Colin Powell, the first ever Black secretary of state who served in top diplomatic and military roles in U.S. administrations, died Monday of coronavirus at age 84, leaving behind a mixed record on “Don’t Ask, Don’t Tell.”

The world continues to grapple with the pandemic and the public grows increasingly frustrated with its persistence as many remain unvaccinated despite the wide availability of vaccines. Powell was fully vaccinated, according to a statement released upon his death. Powell reportedly suffered from multiple myeloma, a condition that hampers an individual’s ability to combat blood infections.

Rising to the top of the military as chair of the Joint Chiefs of Staff, Powell supported in 1993 Congress moving forward with “Don’t Ask, Don’t Tell,” a law that barred openly gay people from serving in the U.S. military.

During a key moment congressional testimony, Powell and other top military officials were asked whether or not allowing gay people in the military would be compatible with military readiness. Each official, including Powell,” responded “incompatible.” Congress would enact “Don’t Ask, Don’t Tell” that year.

Things changed when President Obama took office 15 years later and advocates for repeal of “Don’t Ask, Don’t Tell” were eager to claim Powell’s voice among their ranks. After all, Powell was highly respected as a bipartisan voice after having served as secretary of state in the administration of George W. Bush and endorsing Obama in the 2008 election.

After the Obama administration in 2010 announced it would conduct a review of the idea of allowing gay people to serve openly in the military, Powell came out in support of that process. Advocates of repeal called that a declaration of reversal, although the statement fell short of a full support for gay people serving openly in the military.

“In the almost 17 years since the ‘Don’t Ask, Don’t Tell’ legislation was passed, attitudes and circumstances have changed,” General Powell said in a statement issued by his office, adding, “I fully support the new approach presented to the Senate Armed Services Committee this week by Secretary of Defense Gates and Admiral Mullen.”

Congress acted to repeal “Don’t Ask, Don’t Tell” and the policy was lifted in 2011. At the time, Powell was widely considered a supporter of ending “Don’t Ask, Don’t Tell” and publicly counted among supporters of repeal, although the Blade couldn’t immediately find any statements from him to that effect.

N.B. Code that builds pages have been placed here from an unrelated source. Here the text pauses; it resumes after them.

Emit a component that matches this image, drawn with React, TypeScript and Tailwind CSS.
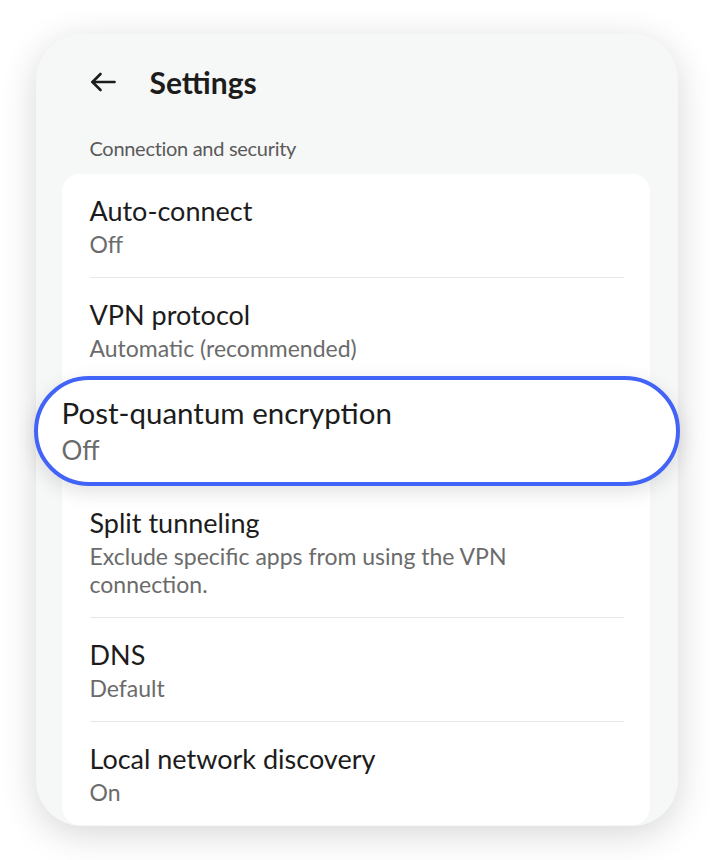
const ROWS = [
  { title: "Auto-connect", sub: "Off" },
  { title: "VPN protocol", sub: "Automatic (recommended)" },
  { title: "Post-quantum encryption", sub: "Off", hidden: true },
  { title: "Split tunneling", sub: "Exclude specific apps from using the VPN connection." },
  { title: "DNS", sub: "Default" },
  { title: "Local network discovery", sub: "On" },
];

function Row({ title, sub, last, hidden }: { title: string; sub: string; last?: boolean; hidden?: boolean }) {
  return (
    <div className="pl-[28px] pr-[26px]">
      <div className={"pt-[22px] pb-[19px] " + (last ? "" : "border-b border-[#e6e7e7]")}>
        <div className={hidden ? "invisible" : ""}>
          <p className="text-[27px] leading-[30px] text-[#1c1c1c]">{title}</p>
          <p className="mt-[4px] max-w-[480px] text-[23px] leading-[28px] text-[#6b6b6b]">{sub}</p>
        </div>
      </div>
    </div>
  );
}

function BackArrow() {
  return (
    <svg width="26" height="22" viewBox="0 0 26 22" fill="none" stroke="#1c1c1c" strokeWidth="2.6" strokeLinecap="round" strokeLinejoin="round">
      <path d="M24.5 11H2.5" />
      <path d="M10.5 3L2.5 11L10.5 19" />
    </svg>
  );
}

export default function App() {
  return (
    <div className="min-h-screen bg-white pt-[34px] font-['Lato',sans-serif]">
      <div className="relative mx-auto h-[792px] w-[642px] rounded-[46px] bg-[#f6f7f7] shadow-[0_8px_36px_rgba(0,0,0,0.16)]">
        <div className="h-full overflow-hidden rounded-[46px]">
          {/* header */}
          <div className="flex h-[96px] items-center pl-[54px]">
            <BackArrow />
            <h1 className="ml-[34px] text-[30px] font-bold text-[#1c1c1c]">Settings</h1>
          </div>
          <p className="pl-[54px] pt-[4px] text-[20px] leading-[28px] tracking-[-0.3px] text-[#5a5a5a]">
            Connection and security
          </p>
          <div className="ml-[26px] mr-[28px] mt-[12px] rounded-[18px] bg-white">
            {ROWS.map((r, i) => (
              <Row key={r.title} title={r.title} sub={r.sub} hidden={r.hidden} last={i === ROWS.length - 1} />
            ))}
          </div>
        </div>

        {/* highlighted row */}
        <div className="absolute left-[-2px] top-[342px] flex h-[110px] w-[646px] flex-col justify-center rounded-full border-[4px] border-[#4263f7] bg-white pl-[24px] shadow-[0_6px_20px_rgba(0,0,0,0.12)]">
          <p className="text-[29.5px] leading-[34px] text-[#1c1c1c]">Post-quantum encryption</p>
          <p className="mt-[4px] text-[26px] leading-[32px] text-[#6b6b6b]">Off</p>
        </div>
      </div>
    </div>
  );
}
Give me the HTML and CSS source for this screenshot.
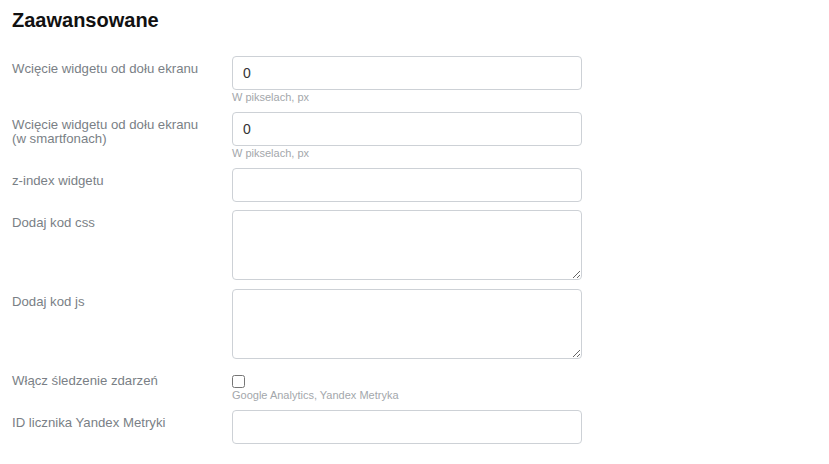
FILE: index.html
```html
<!DOCTYPE html>
<html lang="pl">
<head>
<meta charset="utf-8">
<title>Zaawansowane</title>
<link rel="stylesheet" href="styles.css">
</head>
<body>
<div class="panel">
  <h2 class="title">Zaawansowane</h2>
  <div class="form">
    <div class="row">
      <label class="label">Wcięcie widgetu od dołu ekranu</label>
      <div class="field">
        <input class="input" type="text" value="0">
        <div class="hint">W pikselach, px</div>
      </div>
    </div>
    <div class="row">
      <label class="label">Wcięcie widgetu od dołu ekranu (w smartfonach)</label>
      <div class="field">
        <input class="input" type="text" value="0">
        <div class="hint">W pikselach, px</div>
      </div>
    </div>
    <div class="row">
      <label class="label">z-index widgetu</label>
      <div class="field">
        <input class="input" type="text" value="">
      </div>
    </div>
    <div class="row">
      <label class="label">Dodaj kod css</label>
      <div class="field">
        <textarea class="area"></textarea>
      </div>
    </div>
    <div class="row">
      <label class="label">Dodaj kod js</label>
      <div class="field">
        <textarea class="area"></textarea>
      </div>
    </div>
    <div class="row row-check">
      <label class="label">Włącz śledzenie zdarzeń</label>
      <div class="field">
        <input class="check" type="checkbox">
        <div class="hint hint-check">Google Analytics, Yandex Metryka</div>
      </div>
    </div>
    <div class="row">
      <label class="label">ID licznika Yandex Metryki</label>
      <div class="field">
        <input class="input" type="text" value="">
      </div>
    </div>
  </div>
</div>
</body>
</html>
```

FILE: styles.css
```css
html, body {
  margin: 0;
  padding: 0;
  background: #ffffff;
}

body {
  font-family: "Liberation Sans", Arial, sans-serif;
}

.panel {
  padding: 9px 12px 0 12px;
}

.title {
  margin: 0;
  font-size: 20px;
  line-height: 23px;
  font-weight: bold;
  color: #111111;
}

.form {
  margin-top: 24px;
  display: flex;
  flex-direction: column;
  gap: 8px;
}

.row {
  display: flex;
  align-items: flex-start;
}

.label {
  width: 220px;
  flex: none;
  padding-top: 6px;
  padding-right: 20px;
  font-size: 13.2px;
  line-height: 14px;
  color: #7a7f86;
  box-sizing: border-box;
}

.field {
  width: 350px;
  display: flex;
  flex-direction: column;
  align-items: flex-start;
}

.input {
  box-sizing: border-box;
  width: 350px;
  height: 34px;
  margin: 0;
  padding: 0 10px;
  border: 1px solid #cdd1d6;
  border-radius: 4px;
  font-family: "Liberation Sans", Arial, sans-serif;
  font-size: 14px;
  color: #333333;
  background: #ffffff;
  outline: none;
}

.area {
  display: block;
  box-sizing: border-box;
  width: 350px;
  height: 70px;
  margin: 0 0 1px 0;
  padding: 6px 10px;
  border: 1px solid #cdd1d6;
  border-radius: 4px;
  font-family: "Liberation Sans", Arial, sans-serif;
  font-size: 14px;
  color: #333333;
  background: #ffffff;
  outline: none;
}

.hint {
  font-size: 11px;
  line-height: 13px;
  color: #a3a7ab;
  margin-top: 1px;
}

.check {
  width: 13px;
  height: 13px;
  margin: 7px 0 0 0;
}

.hint-check {
  margin-top: 0;
  line-height: 14px;
}
```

In 2012, Powell had similar vaguely supportive words on same-sex marriage, saying he had “no problem with it” when asked about the issue.

“As I’ve thought about gay marriage, I know a lot of friends who are individually gay but are in partnerships with loved ones, and they are as stable a family as my family is, and they raise children,” Powell said. “And so I don’t see any reason not to say that they should be able to get married.”

The Blade also couldn’t immediately find any statement from Powell on transgender people serving in the military. After the Obama administration in 2016 lifted decades-old regulations against transgender service, former President Trump issued a ban by tweet the following year. President Biden reversed that ban and allowed transgender people to serve and enlist in the military in his first year in office.